## TASK DETAILS
Go through the data and copy every line exactly, but not the images.

[Collection entries]
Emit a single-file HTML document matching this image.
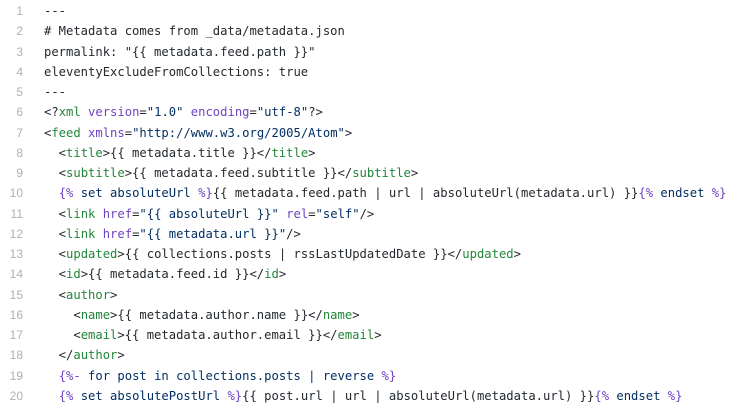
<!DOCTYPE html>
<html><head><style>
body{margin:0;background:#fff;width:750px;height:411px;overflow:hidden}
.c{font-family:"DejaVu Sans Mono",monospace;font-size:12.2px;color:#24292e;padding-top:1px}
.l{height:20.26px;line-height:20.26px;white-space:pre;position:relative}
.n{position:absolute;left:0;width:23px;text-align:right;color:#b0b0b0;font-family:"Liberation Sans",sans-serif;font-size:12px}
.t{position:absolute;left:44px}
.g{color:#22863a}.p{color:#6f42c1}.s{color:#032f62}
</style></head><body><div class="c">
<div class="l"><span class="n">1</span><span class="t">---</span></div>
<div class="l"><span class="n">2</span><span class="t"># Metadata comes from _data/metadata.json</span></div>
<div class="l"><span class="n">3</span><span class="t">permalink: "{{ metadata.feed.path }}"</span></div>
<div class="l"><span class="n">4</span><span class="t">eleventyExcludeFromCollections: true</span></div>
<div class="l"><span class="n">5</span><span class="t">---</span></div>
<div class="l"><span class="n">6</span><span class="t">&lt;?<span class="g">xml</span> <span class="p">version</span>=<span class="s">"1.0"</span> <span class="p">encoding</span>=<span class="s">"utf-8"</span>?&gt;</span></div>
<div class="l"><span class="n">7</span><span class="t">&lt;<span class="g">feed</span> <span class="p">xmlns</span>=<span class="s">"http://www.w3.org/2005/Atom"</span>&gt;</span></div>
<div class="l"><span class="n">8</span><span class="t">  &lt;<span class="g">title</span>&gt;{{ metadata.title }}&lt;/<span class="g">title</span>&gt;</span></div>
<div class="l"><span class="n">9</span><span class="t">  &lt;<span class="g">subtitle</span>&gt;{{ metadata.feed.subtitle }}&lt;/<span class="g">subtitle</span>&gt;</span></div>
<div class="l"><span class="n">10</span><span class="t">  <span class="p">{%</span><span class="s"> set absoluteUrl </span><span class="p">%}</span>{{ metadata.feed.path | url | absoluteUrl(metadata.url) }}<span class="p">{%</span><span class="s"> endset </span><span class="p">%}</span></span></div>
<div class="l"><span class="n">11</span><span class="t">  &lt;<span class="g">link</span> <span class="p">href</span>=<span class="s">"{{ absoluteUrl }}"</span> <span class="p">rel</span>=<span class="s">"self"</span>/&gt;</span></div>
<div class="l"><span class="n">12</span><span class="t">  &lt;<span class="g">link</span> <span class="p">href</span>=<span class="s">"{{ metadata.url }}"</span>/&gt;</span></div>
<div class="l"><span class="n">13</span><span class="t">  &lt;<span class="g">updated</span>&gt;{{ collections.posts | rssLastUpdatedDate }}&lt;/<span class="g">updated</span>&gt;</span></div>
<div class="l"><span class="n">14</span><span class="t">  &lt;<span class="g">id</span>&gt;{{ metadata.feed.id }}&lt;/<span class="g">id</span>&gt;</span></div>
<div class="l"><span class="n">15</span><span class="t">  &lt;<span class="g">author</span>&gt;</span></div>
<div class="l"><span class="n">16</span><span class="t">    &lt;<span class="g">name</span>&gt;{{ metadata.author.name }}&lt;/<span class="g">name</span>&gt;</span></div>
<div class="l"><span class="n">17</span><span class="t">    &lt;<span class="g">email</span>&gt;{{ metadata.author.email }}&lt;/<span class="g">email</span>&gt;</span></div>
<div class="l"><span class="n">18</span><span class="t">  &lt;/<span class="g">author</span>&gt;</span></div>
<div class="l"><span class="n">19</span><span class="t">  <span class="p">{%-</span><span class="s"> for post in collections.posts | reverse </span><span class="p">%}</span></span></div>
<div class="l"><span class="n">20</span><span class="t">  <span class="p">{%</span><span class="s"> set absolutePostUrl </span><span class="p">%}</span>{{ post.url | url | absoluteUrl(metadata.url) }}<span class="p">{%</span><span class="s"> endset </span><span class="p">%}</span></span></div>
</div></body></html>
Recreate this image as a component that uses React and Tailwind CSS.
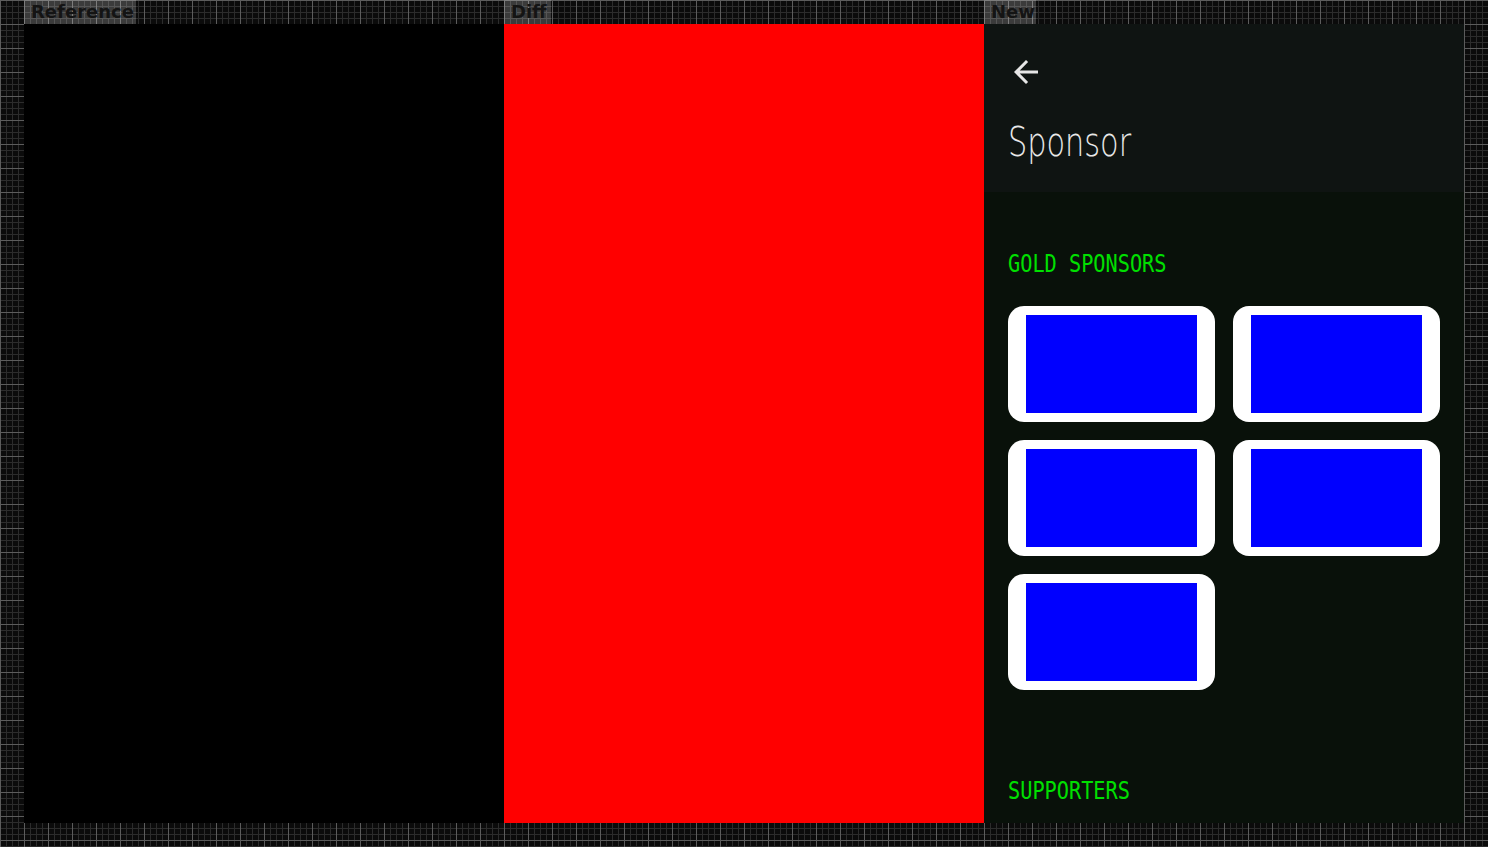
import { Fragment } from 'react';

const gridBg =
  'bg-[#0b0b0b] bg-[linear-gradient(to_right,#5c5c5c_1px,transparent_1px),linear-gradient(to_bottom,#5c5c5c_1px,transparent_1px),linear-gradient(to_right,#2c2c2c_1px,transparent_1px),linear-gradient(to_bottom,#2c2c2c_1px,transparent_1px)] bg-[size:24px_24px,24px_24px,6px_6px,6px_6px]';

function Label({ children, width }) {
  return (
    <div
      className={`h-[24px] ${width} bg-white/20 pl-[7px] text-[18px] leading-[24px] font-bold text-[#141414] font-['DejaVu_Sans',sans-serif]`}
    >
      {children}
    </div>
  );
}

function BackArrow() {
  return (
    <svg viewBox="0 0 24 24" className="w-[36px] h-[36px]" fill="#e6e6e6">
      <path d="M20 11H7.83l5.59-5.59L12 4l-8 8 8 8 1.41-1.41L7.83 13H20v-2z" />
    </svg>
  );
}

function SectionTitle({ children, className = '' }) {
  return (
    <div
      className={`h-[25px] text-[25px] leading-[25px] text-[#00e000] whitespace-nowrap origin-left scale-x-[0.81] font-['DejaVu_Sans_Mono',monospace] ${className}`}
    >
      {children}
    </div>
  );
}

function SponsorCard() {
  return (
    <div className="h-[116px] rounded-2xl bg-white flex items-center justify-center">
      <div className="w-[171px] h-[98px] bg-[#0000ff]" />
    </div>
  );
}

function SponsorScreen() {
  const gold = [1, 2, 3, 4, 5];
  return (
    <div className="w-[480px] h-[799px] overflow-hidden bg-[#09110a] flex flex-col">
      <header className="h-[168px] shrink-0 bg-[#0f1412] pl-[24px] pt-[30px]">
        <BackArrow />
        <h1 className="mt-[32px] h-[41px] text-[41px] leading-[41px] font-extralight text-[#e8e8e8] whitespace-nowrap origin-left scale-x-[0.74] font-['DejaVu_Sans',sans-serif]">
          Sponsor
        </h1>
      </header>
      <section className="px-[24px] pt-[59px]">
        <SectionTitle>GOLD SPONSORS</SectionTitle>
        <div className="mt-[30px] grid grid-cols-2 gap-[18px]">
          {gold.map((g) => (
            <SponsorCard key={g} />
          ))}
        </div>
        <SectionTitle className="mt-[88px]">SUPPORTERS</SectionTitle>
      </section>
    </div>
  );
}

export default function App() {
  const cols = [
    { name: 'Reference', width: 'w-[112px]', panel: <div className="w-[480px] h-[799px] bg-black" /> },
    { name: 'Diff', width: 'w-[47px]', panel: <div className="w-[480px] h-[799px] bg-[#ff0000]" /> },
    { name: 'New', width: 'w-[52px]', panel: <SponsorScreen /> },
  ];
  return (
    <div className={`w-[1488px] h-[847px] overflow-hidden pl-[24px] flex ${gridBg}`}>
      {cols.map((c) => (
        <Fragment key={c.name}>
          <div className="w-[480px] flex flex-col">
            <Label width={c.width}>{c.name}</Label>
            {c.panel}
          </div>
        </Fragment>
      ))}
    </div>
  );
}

## SOLUTION FOR THIS TASK
Emit a single-file HTML document matching this image.
<!DOCTYPE html>
<html><head><style>
body{margin:0;background:#fff;width:750px;height:411px;overflow:hidden}
.c{font-family:"DejaVu Sans Mono",monospace;font-size:12.2px;color:#24292e;padding-top:1px}
.l{height:20.26px;line-height:20.26px;white-space:pre;position:relative}
.n{position:absolute;left:0;width:23px;text-align:right;color:#b0b0b0;font-family:"Liberation Sans",sans-serif;font-size:12px}
.t{position:absolute;left:44px}
.g{color:#22863a}.p{color:#6f42c1}.s{color:#032f62}
</style></head><body><div class="c">
<div class="l"><span class="n">1</span><span class="t">---</span></div>
<div class="l"><span class="n">2</span><span class="t"># Metadata comes from _data/metadata.json</span></div>
<div class="l"><span class="n">3</span><span class="t">permalink: "{{ metadata.feed.path }}"</span></div>
<div class="l"><span class="n">4</span><span class="t">eleventyExcludeFromCollections: true</span></div>
<div class="l"><span class="n">5</span><span class="t">---</span></div>
<div class="l"><span class="n">6</span><span class="t">&lt;?<span class="g">xml</span> <span class="p">version</span>=<span class="s">"1.0"</span> <span class="p">encoding</span>=<span class="s">"utf-8"</span>?&gt;</span></div>
<div class="l"><span class="n">7</span><span class="t">&lt;<span class="g">feed</span> <span class="p">xmlns</span>=<span class="s">"http://www.w3.org/2005/Atom"</span>&gt;</span></div>
<div class="l"><span class="n">8</span><span class="t">  &lt;<span class="g">title</span>&gt;{{ metadata.title }}&lt;/<span class="g">title</span>&gt;</span></div>
<div class="l"><span class="n">9</span><span class="t">  &lt;<span class="g">subtitle</span>&gt;{{ metadata.feed.subtitle }}&lt;/<span class="g">subtitle</span>&gt;</span></div>
<div class="l"><span class="n">10</span><span class="t">  <span class="p">{%</span><span class="s"> set absoluteUrl </span><span class="p">%}</span>{{ metadata.feed.path | url | absoluteUrl(metadata.url) }}<span class="p">{%</span><span class="s"> endset </span><span class="p">%}</span></span></div>
<div class="l"><span class="n">11</span><span class="t">  &lt;<span class="g">link</span> <span class="p">href</span>=<span class="s">"{{ absoluteUrl }}"</span> <span class="p">rel</span>=<span class="s">"self"</span>/&gt;</span></div>
<div class="l"><span class="n">12</span><span class="t">  &lt;<span class="g">link</span> <span class="p">href</span>=<span class="s">"{{ metadata.url }}"</span>/&gt;</span></div>
<div class="l"><span class="n">13</span><span class="t">  &lt;<span class="g">updated</span>&gt;{{ collections.posts | rssLastUpdatedDate }}&lt;/<span class="g">updated</span>&gt;</span></div>
<div class="l"><span class="n">14</span><span class="t">  &lt;<span class="g">id</span>&gt;{{ metadata.feed.id }}&lt;/<span class="g">id</span>&gt;</span></div>
<div class="l"><span class="n">15</span><span class="t">  &lt;<span class="g">author</span>&gt;</span></div>
<div class="l"><span class="n">16</span><span class="t">    &lt;<span class="g">name</span>&gt;{{ metadata.author.name }}&lt;/<span class="g">name</span>&gt;</span></div>
<div class="l"><span class="n">17</span><span class="t">    &lt;<span class="g">email</span>&gt;{{ metadata.author.email }}&lt;/<span class="g">email</span>&gt;</span></div>
<div class="l"><span class="n">18</span><span class="t">  &lt;/<span class="g">author</span>&gt;</span></div>
<div class="l"><span class="n">19</span><span class="t">  <span class="p">{%-</span><span class="s"> for post in collections.posts | reverse </span><span class="p">%}</span></span></div>
<div class="l"><span class="n">20</span><span class="t">  <span class="p">{%</span><span class="s"> set absolutePostUrl </span><span class="p">%}</span>{{ post.url | url | absoluteUrl(metadata.url) }}<span class="p">{%</span><span class="s"> endset </span><span class="p">%}</span></span></div>
</div></body></html>
Recreate this image as a component that uses React and Tailwind CSS.
import { Fragment } from 'react';

const gridBg =
  'bg-[#0b0b0b] bg-[linear-gradient(to_right,#5c5c5c_1px,transparent_1px),linear-gradient(to_bottom,#5c5c5c_1px,transparent_1px),linear-gradient(to_right,#2c2c2c_1px,transparent_1px),linear-gradient(to_bottom,#2c2c2c_1px,transparent_1px)] bg-[size:24px_24px,24px_24px,6px_6px,6px_6px]';

function Label({ children, width }) {
  return (
    <div
      className={`h-[24px] ${width} bg-white/20 pl-[7px] text-[18px] leading-[24px] font-bold text-[#141414] font-['DejaVu_Sans',sans-serif]`}
    >
      {children}
    </div>
  );
}

function BackArrow() {
  return (
    <svg viewBox="0 0 24 24" className="w-[36px] h-[36px]" fill="#e6e6e6">
      <path d="M20 11H7.83l5.59-5.59L12 4l-8 8 8 8 1.41-1.41L7.83 13H20v-2z" />
    </svg>
  );
}

function SectionTitle({ children, className = '' }) {
  return (
    <div
      className={`h-[25px] text-[25px] leading-[25px] text-[#00e000] whitespace-nowrap origin-left scale-x-[0.81] font-['DejaVu_Sans_Mono',monospace] ${className}`}
    >
      {children}
    </div>
  );
}

function SponsorCard() {
  return (
    <div className="h-[116px] rounded-2xl bg-white flex items-center justify-center">
      <div className="w-[171px] h-[98px] bg-[#0000ff]" />
    </div>
  );
}

function SponsorScreen() {
  const gold = [1, 2, 3, 4, 5];
  return (
    <div className="w-[480px] h-[799px] overflow-hidden bg-[#09110a] flex flex-col">
      <header className="h-[168px] shrink-0 bg-[#0f1412] pl-[24px] pt-[30px]">
        <BackArrow />
        <h1 className="mt-[32px] h-[41px] text-[41px] leading-[41px] font-extralight text-[#e8e8e8] whitespace-nowrap origin-left scale-x-[0.74] font-['DejaVu_Sans',sans-serif]">
          Sponsor
        </h1>
      </header>
      <section className="px-[24px] pt-[59px]">
        <SectionTitle>GOLD SPONSORS</SectionTitle>
        <div className="mt-[30px] grid grid-cols-2 gap-[18px]">
          {gold.map((g) => (
            <SponsorCard key={g} />
          ))}
        </div>
        <SectionTitle className="mt-[88px]">SUPPORTERS</SectionTitle>
      </section>
    </div>
  );
}

export default function App() {
  const cols = [
    { name: 'Reference', width: 'w-[112px]', panel: <div className="w-[480px] h-[799px] bg-black" /> },
    { name: 'Diff', width: 'w-[47px]', panel: <div className="w-[480px] h-[799px] bg-[#ff0000]" /> },
    { name: 'New', width: 'w-[52px]', panel: <SponsorScreen /> },
  ];
  return (
    <div className={`w-[1488px] h-[847px] overflow-hidden pl-[24px] flex ${gridBg}`}>
      {cols.map((c) => (
        <Fragment key={c.name}>
          <div className="w-[480px] flex flex-col">
            <Label width={c.width}>{c.name}</Label>
            {c.panel}
          </div>
        </Fragment>
      ))}
    </div>
  );
}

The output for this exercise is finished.